Alors que sa cote de popularité ne cesse de baisser, passant de 66% à moins de 50%, celles de ses concurrents progressent. Sur le conseil de son Premier ministre, Georges Pompidou, il finit par évoquer leurs noms mais uniquement pour leur refuser toute légitimité à exercer le pouvoir : « L’accession de l’un quelconque d’entre eux au poste suprême marquerait infailliblement le retour à l’odieuse confusion où se traînait naguère l’État pour le malheur de la France. » Le 5 décembre, il arrive largement en tête du premier tour avec 45% mais il est en ballotage et devra affronter au second tour le candidat de la gauche, François Mitterrand. Pompidou le presse alors de faire enfin campagne. Il accepte finalement une série d’entretiens avec le journaliste Michel Droit dans la semaine qui précède le second tour. Il se tire avec brio de cet exercice nouveau. En revanche, il n’accepte pas de participer à un face à face avec son concurrent.
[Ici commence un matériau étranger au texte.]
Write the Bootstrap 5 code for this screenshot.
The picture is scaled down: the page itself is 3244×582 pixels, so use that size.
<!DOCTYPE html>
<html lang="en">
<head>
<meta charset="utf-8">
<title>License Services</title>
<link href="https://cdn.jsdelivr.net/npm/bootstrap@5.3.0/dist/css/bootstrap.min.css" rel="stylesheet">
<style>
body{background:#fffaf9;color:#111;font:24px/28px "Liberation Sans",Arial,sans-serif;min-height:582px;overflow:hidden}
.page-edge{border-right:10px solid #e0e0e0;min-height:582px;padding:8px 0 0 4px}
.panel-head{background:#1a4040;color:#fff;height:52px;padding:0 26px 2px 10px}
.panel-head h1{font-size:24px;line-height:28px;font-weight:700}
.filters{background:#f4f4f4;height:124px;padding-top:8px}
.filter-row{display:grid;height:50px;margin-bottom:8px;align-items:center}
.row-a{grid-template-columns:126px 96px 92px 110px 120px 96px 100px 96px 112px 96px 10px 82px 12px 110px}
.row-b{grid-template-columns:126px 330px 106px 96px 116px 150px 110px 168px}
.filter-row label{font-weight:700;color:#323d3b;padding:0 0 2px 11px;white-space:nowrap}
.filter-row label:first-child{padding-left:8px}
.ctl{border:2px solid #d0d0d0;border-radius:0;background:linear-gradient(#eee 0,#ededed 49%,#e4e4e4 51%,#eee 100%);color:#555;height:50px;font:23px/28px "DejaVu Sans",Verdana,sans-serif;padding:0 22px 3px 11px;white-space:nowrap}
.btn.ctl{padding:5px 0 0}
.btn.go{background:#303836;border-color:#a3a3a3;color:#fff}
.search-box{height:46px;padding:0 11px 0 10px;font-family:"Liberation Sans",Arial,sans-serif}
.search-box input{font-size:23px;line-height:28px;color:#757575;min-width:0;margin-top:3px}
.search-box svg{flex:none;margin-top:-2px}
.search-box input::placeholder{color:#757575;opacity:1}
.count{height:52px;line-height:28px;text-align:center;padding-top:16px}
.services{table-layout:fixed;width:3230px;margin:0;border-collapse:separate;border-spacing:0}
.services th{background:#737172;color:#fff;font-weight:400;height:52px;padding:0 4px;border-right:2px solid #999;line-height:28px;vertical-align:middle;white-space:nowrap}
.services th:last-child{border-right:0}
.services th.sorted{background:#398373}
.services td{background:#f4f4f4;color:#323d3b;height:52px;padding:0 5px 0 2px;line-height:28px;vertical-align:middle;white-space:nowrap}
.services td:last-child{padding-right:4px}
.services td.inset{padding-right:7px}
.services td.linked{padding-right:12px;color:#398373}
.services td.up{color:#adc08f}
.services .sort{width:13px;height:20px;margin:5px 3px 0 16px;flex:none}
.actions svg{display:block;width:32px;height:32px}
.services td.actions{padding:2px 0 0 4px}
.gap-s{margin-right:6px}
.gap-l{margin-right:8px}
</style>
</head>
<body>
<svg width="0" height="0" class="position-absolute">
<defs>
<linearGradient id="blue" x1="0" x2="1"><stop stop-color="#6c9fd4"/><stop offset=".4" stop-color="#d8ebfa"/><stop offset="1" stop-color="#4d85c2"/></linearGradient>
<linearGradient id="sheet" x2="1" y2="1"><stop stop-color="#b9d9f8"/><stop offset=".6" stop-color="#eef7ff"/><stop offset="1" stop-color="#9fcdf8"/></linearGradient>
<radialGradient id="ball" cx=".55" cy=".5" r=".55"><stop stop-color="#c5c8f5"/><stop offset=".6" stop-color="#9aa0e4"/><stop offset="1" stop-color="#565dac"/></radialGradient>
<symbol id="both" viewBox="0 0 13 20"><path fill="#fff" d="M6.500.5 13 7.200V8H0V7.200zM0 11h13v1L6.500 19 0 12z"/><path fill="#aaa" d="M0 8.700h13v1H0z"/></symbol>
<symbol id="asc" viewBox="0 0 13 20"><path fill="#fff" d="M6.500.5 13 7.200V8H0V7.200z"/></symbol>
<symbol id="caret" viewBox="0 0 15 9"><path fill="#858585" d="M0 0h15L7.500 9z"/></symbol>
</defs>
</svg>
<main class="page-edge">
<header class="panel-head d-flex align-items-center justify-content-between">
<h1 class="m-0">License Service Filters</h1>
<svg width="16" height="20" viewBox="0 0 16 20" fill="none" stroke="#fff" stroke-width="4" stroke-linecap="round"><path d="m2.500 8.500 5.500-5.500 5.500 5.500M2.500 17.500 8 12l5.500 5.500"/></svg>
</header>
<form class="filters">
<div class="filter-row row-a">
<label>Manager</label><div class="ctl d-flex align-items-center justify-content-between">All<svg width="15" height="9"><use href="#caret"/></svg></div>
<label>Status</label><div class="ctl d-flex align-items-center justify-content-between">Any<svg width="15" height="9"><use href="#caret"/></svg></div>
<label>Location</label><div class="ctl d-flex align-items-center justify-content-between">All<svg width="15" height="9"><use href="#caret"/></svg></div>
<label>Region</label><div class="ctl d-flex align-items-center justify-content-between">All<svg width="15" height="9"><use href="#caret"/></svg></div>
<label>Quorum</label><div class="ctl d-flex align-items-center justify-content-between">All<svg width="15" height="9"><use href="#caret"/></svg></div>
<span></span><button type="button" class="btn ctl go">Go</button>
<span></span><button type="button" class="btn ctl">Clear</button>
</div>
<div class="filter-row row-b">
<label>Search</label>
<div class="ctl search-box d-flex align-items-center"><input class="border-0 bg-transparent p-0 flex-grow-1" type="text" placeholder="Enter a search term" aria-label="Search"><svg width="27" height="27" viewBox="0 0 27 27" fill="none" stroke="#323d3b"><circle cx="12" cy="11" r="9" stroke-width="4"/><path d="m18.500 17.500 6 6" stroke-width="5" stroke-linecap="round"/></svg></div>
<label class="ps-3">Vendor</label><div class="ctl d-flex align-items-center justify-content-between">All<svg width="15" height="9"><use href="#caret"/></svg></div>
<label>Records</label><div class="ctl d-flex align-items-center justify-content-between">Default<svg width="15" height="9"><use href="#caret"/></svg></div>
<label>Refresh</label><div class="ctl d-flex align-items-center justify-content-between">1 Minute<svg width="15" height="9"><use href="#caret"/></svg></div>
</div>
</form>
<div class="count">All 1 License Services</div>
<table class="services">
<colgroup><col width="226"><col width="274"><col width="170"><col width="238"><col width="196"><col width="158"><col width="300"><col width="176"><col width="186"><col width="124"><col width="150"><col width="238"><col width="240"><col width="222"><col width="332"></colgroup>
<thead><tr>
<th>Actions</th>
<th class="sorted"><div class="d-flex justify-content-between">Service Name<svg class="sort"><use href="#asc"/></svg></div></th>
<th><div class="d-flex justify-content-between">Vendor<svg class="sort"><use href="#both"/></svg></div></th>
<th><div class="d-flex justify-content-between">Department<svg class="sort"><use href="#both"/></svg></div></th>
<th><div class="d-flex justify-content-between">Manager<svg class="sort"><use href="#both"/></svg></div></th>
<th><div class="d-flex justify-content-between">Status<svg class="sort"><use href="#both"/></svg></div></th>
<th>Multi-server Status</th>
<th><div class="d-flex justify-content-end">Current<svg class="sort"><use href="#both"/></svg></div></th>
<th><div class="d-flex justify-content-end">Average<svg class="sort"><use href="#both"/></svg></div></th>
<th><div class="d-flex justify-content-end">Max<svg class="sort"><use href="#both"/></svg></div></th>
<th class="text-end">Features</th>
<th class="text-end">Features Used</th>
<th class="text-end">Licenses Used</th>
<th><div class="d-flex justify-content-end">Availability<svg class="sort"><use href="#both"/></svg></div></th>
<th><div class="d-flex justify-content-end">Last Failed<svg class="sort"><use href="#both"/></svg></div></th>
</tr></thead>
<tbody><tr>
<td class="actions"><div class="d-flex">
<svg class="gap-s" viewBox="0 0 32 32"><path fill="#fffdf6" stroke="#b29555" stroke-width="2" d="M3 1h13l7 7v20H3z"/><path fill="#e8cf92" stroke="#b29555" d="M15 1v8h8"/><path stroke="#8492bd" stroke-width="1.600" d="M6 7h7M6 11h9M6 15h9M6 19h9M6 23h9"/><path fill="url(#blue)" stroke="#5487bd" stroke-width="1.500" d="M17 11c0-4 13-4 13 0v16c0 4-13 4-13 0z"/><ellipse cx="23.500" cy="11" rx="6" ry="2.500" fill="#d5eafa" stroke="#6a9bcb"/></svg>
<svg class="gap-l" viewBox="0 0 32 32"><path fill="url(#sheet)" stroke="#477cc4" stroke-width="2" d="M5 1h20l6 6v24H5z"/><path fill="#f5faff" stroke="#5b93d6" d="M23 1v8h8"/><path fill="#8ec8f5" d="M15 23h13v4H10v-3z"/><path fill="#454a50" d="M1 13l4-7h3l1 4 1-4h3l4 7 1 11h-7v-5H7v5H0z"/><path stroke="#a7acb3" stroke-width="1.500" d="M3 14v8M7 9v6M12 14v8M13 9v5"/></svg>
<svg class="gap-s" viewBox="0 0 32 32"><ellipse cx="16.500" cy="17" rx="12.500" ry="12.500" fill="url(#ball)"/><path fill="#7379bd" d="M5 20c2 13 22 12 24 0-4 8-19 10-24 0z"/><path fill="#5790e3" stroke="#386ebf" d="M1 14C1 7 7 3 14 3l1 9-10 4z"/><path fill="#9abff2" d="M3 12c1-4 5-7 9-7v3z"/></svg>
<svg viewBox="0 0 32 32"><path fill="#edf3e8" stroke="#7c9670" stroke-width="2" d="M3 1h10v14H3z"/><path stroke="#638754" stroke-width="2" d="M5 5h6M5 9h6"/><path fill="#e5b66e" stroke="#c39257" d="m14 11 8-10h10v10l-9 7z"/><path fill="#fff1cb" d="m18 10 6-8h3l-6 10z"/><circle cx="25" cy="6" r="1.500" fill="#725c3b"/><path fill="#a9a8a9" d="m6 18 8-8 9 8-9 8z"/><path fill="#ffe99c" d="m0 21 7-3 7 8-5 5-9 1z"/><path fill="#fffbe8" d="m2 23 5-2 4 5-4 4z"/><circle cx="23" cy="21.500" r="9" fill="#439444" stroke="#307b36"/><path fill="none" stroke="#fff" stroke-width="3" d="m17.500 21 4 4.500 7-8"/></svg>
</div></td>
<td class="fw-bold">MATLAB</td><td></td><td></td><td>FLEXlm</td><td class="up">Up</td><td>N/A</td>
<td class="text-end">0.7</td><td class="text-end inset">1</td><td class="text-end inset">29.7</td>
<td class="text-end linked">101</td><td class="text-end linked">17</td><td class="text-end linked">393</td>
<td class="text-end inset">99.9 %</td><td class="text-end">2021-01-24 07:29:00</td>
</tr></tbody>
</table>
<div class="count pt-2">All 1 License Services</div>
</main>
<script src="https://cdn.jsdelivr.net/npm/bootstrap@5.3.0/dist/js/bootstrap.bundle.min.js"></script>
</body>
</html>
Le 19 décembre, il est réélu avec 55% des suffrages exprimés. Personne ne songea alors à mettre en cause la légitimité de cette élection. Ce nouveau type de consultation est un véritable succès puisque la participation est de 84%. Du premier coup l’élection présidentielle s’établit comme l’élection reine de la Ve République. La majorité qu’il obtient, bien que large, est loin cependant d’être celle qu’il espérait. Il ressent ce résultat comme un camouflet. La logique majoritaire, dans le sens pluraliste et non dans la conception unanimiste qui est la sienne, l’a emporté, engageant la Ve République dans une phase nouvelle de son histoire, celle du présidentialisme majoritaire. Les candidats acceptent tous les règles du jeu. Depuis 1974, les deux finalistes ont accepté de participer à un débat contradictoire. Seule exception, en 2002, Jacques Chirac avait refusé de débattre avec Jean-Marie Le Pen, mais, en 2017, Emmanuel Macron a débattu avec sa fille. Aucun président sortant candidat à sa réélection n’a jamais débattu avant le premier tour avec les autres candidats. La situation actuelle n’a donc rien d’exceptionnel.